Oregano originates from the temperate areas of the Mediterranean and thus, does well as an evergreen to semi-evergreen in Zones 7 and southward. Areas to the north of Zone 7 should protect the perennial herb with heavy mulch or cover, or bring indoors, during the harshest of winter weather. The herb should be planted in a sunny location, however it will benefit from brief afternoon shade in Zone 8 and southward. As mentioned above, oregano tolerates acidic or alkaline soil as long as it is well drained. It is a bit more drought tolerant than most herbs and thus, root rot can afflict the plant if it receives too much moisture. And, as with many drought-tolerant plants, spider mites can take hold in the heat of summer. A light spray of organic horticultural oil applied when pests are first noticed can safely eliminate mites and other potential pests – but remember to spray in early evening when plants are in the shade or you’ll literally cook your oregano!

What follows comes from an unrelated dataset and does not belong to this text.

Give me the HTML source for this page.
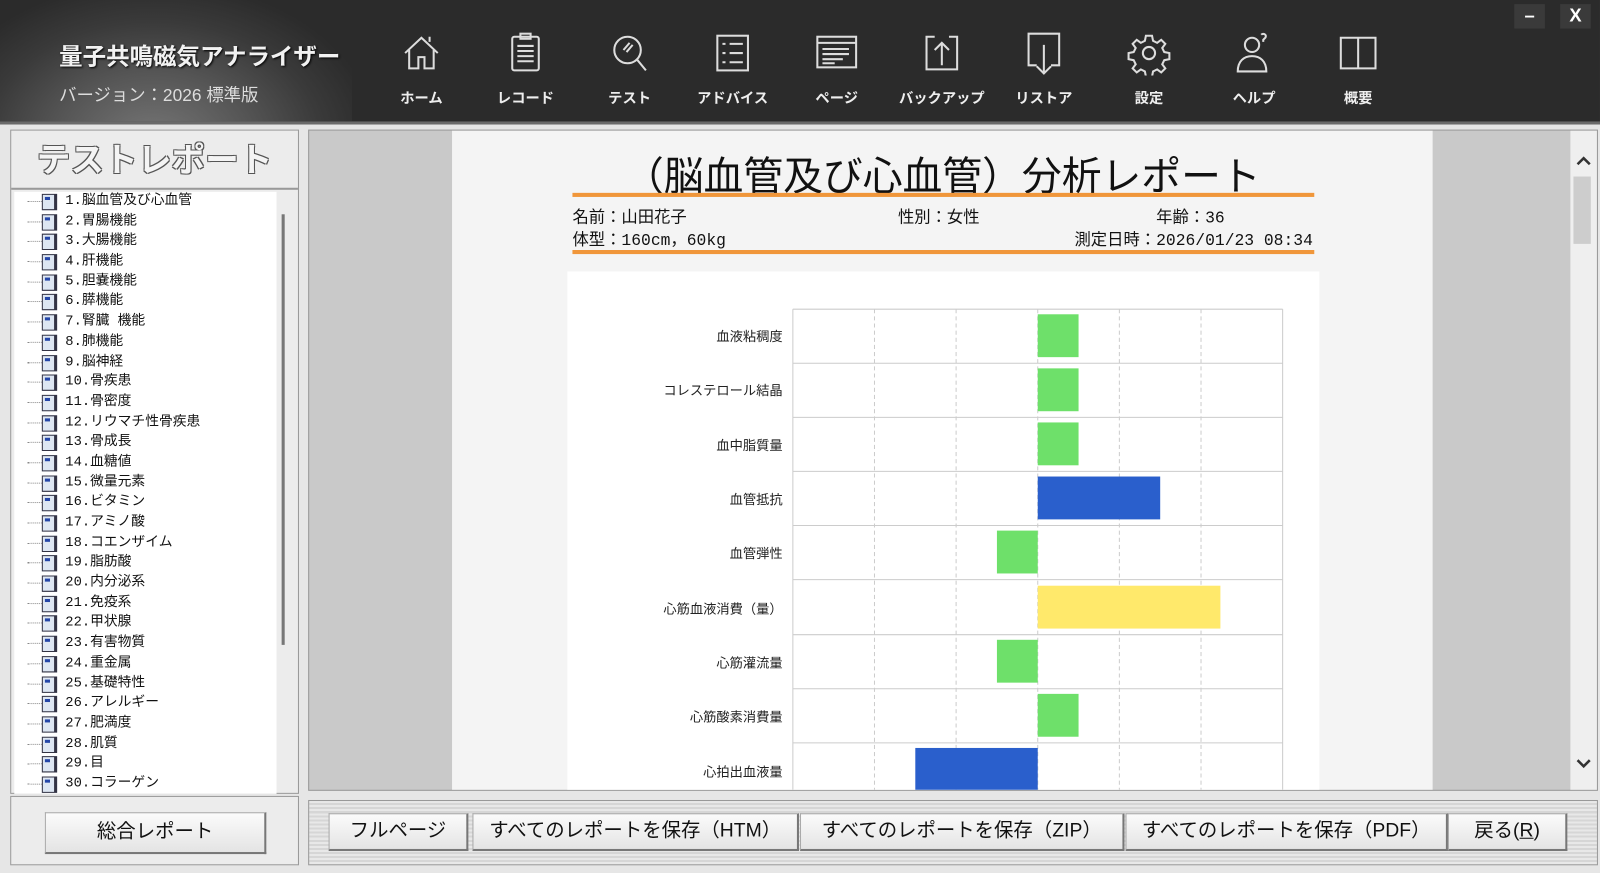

You may clip oregano at any time during the growing process but it is thought the herb is most pungent just prior to blooming in mid-summer. An essential in Italian and Greek cuisine, oregano can lose its robust flavor when cooking if used fresh. Therefore it is best to add fresh leaves to your dish toward the end of the cooking process or simply use dried oregano instead. Drying the herb enhances its aroma and flavor. This can be done several ways: tie clipped oregano in a small bouquet and hang upside down in a dark, dry room; single layer stems in a food dehydrator; or, place stems on a cookie sheet and bake in the oven on the lowest temperature until the leaves are dried. Remove leaves and discard stems. Store the dried, crumbled oregano leaves in an airtight glass or plastic container for use within six months.
In closing, I hope you consider growing an herb garden this season and include oregano in the mix to add flavor to your tomato, egg, cheese and garlic dishes. Once you begin growing oregano, you may have an abundance of this lovely “pizza herb” (as called by the WWII soldiers returning from Italy) for life!